El tedio de los días de encierro se vio interrumpido por la presencia de “un tipo de unos 45 a 50 años, muy bien conservado y saludable”. Era un agente de la CIA, que había viajado a San Salvador para hacerse cargo en persona de la situación. Dalton padeció varias sesiones de interrogatorio con una lámpara apuntando a su rostro. El gringo le ofreció colaborar con “la Agencia” como única forma de salvar su vida. Puso en sus manos expedientes con presuntas pruebas que daban cuenta del entrenamiento militar que Dalton había recibido en Cuba. Roque se negó a colaborar.

Debió tomar una decisión. En el libro Pobrecito poeta… relató las dos únicas opciones que veía posibles.
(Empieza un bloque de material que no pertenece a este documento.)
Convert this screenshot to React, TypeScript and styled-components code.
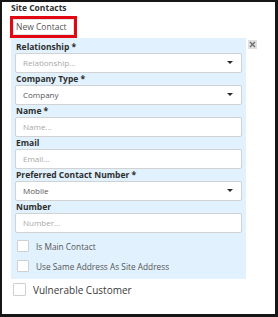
import React from "react";
import styled, { createGlobalStyle } from "styled-components";

const GlobalStyle = createGlobalStyle`
  html, body {
    margin: 0;
    padding: 0;
    background: #fff;
  }
  body {
    font-family: "Open Sans", "Liberation Sans", sans-serif;
  }
`;

const Frame = styled.div`
  box-sizing: border-box;
  width: 278px;
  height: 317px;
  border-style: solid;
  border-color: #161616;
  border-width: 2px 3px 3px 2px;
  padding: 1px 0 0 8px;
  background: #fff;
`;

const SectionTitle = styled.div`
  font-size: 8.5px;
  font-weight: 700;
  color: #2e2e2e;
  line-height: 10px;
  padding-left: 1px;
`;

const Highlight = styled.div`
  display: inline-flex;
  border: 3px solid #e30613;
  margin-top: 2px;
`;

const NewContactButton = styled.button`
  font-family: inherit;
  font-size: 8.5px;
  color: #555;
  background: #fff;
  border: 1px solid #e2e2e2;
  padding: 0 4px 0 2px;
  height: 16px;
  width: 61px;
  text-align: left;
  cursor: pointer;
`;

const PanelRow = styled.div`
  display: flex;
  align-items: flex-start;
  gap: 2px;
`;

const Panel = styled.div`
  width: 235px;
  box-sizing: border-box;
  background: #e1f1fd;
  padding: 3px 4px 6px 4px;
  margin-left: 1px;
`;

const CloseButton = styled.button`
  width: 9px;
  height: 9px;
  margin-top: 2px;
  padding: 0;
  border: none;
  background: #e0e0e0;
  display: flex;
  align-items: center;
  justify-content: center;
`;

const Field = styled.div`
  display: flex;
  flex-direction: column;
`;

const Label = styled.label`
  font-size: 8.5px;
  font-weight: 700;
  color: #2e2e2e;
  line-height: 10px;
  height: 10px;
  margin: 1px 0 1px 1px;
`;

const Box = styled.div<{ $filled?: boolean }>`
  box-sizing: border-box;
  height: 20px;
  width: 227px;
  background: #fff;
  border: 1.5px solid #d2d2d2;
  border-radius: 2px;
  display: flex;
  align-items: center;
  justify-content: space-between;
  padding: 0 8px 0 7px;
  font-size: 8px;
  color: ${(p) => (p.$filled ? "#555" : "#a8a8a8")};
`;

const Caret = styled.span`
  width: 0;
  height: 0;
  border-left: 3px solid transparent;
  border-right: 3px solid transparent;
  border-top: 3.5px solid #2a2a2a;
`;

const CheckRow = styled.label<{ $big?: boolean }>`
  display: flex;
  align-items: center;
  gap: 7px;
  font-size: ${(p) => (p.$big ? "10px" : "8.3px")};
  color: ${(p) => (p.$big ? "#3a3a3a" : "#555")};
  height: ${(p) => (p.$big ? "14px" : "13px")};
`;

const CheckBox = styled.span<{ $big?: boolean }>`
  box-sizing: border-box;
  width: ${(p) => (p.$big ? "13px" : "12px")};
  height: ${(p) => (p.$big ? "13px" : "12px")};
  background: #fff;
  border: 1.5px solid #cfcfcf;
  border-radius: 1px;
`;

const Checks = styled.div`
  display: flex;
  flex-direction: column;
  gap: 7px;
  padding: 7px 0 0 2px;
`;

const Footer = styled.div`
  padding: 4px 0 0 3px;
`;

type FieldDef = { label: string; text: string; select?: boolean; filled?: boolean };

const fields: FieldDef[] = [
  { label: "Relationship *", text: "Relationship...", select: true },
  { label: "Company Type *", text: "Company", select: true, filled: true },
  { label: "Name *", text: "Name..." },
  { label: "Email", text: "Email..." },
  { label: "Preferred Contact Number *", text: "Mobile", select: true, filled: true },
  { label: "Number", text: "Number..." },
];

export default function App() {
  return (
    <>
      <GlobalStyle />
      <Frame>
        <SectionTitle>Site Contacts</SectionTitle>
        <Highlight>
          <NewContactButton>New Contact</NewContactButton>
        </Highlight>
        <PanelRow>
          <Panel>
            {fields.map((f) => (
              <Field key={f.label}>
                <Label>{f.label}</Label>
                <Box $filled={f.filled}>
                  <span>{f.text}</span>
                  {f.select && <Caret />}
                </Box>
              </Field>
            ))}
            <Checks>
              <CheckRow>
                <CheckBox />
                Is Main Contact
              </CheckRow>
              <CheckRow>
                <CheckBox />
                Use Same Address As Site Address
              </CheckRow>
            </Checks>
          </Panel>
          <CloseButton aria-label="Remove contact">
            <svg width="7" height="7" viewBox="0 0 7 7">
              <path d="M1 1L6 6M6 1L1 6" stroke="#707070" strokeWidth="1.4" />
            </svg>
          </CloseButton>
        </PanelRow>
        <Footer>
          <CheckRow $big>
            <CheckBox $big />
            Vulnerable Customer
          </CheckRow>
        </Footer>
      </Frame>
    </>
  );
}
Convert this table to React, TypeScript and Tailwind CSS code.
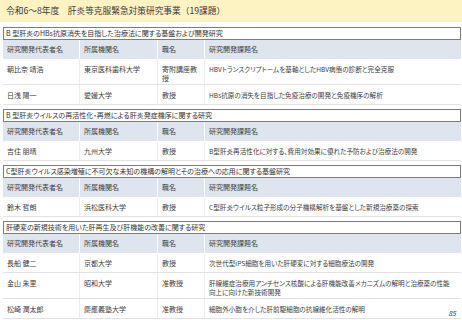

Después de los interrogatorios, lo devolvieron al encierro. Así estuvo hasta que cierto día un terremoto hizo temblar todo. El sacudón resquebrajó la pared de adobe del viejo calabozo. No tenían otro lugar donde mantenerlo aislado, así que los guardias lo dejaron ahí, reforzando la vigilancia. Roque se dio cuenta que las paredes eran débiles, y se puso a hacer un hueco en el sector de la celda donde no llegaba la mirada de los guardias.

Decidió arriesgar su vida en una improbable huida. Cuando el hoyo en la pared fue lo suficientemente grande, su cuerpo esmirriado por el hambre lo traspasó. Corrió toda la noche hasta encontrar la carretera. En harapos, se subió a un bus donde tuvo la suerte de identificar a un viejo conocido. Con su ayuda pudo llegar a la ciudad. Retomó la clandestinidad con apoyo de sus camaradas, hasta que logró salir nuevamente del país.

Tras huir de aquel encierro se exilió en Praga, vivió en Cuba, escribió sin descanso y se preparó para sumarse a la guerrilla salvadoreña, donde dejó la vida.
Portador de una pluma exquisita y una rebeldía a prueba de formalidades, trasegó con igual pasión amoríos, debates literarios, borracheras y polémicas ideológicas. Sus vivencias impregnaron su obra con crudeza y originalidad (“Poesía / perdóname por haberte ayudado a comprender / que no estás hecha solo de palabras”, escribió en sus Poemas clandestinos).
Se cumplen 50 años de su asesinato, todavía impune. Roque Dalton integra la trágica lista de desaparecidos de un continente que no salda cuentas con su historia reciente.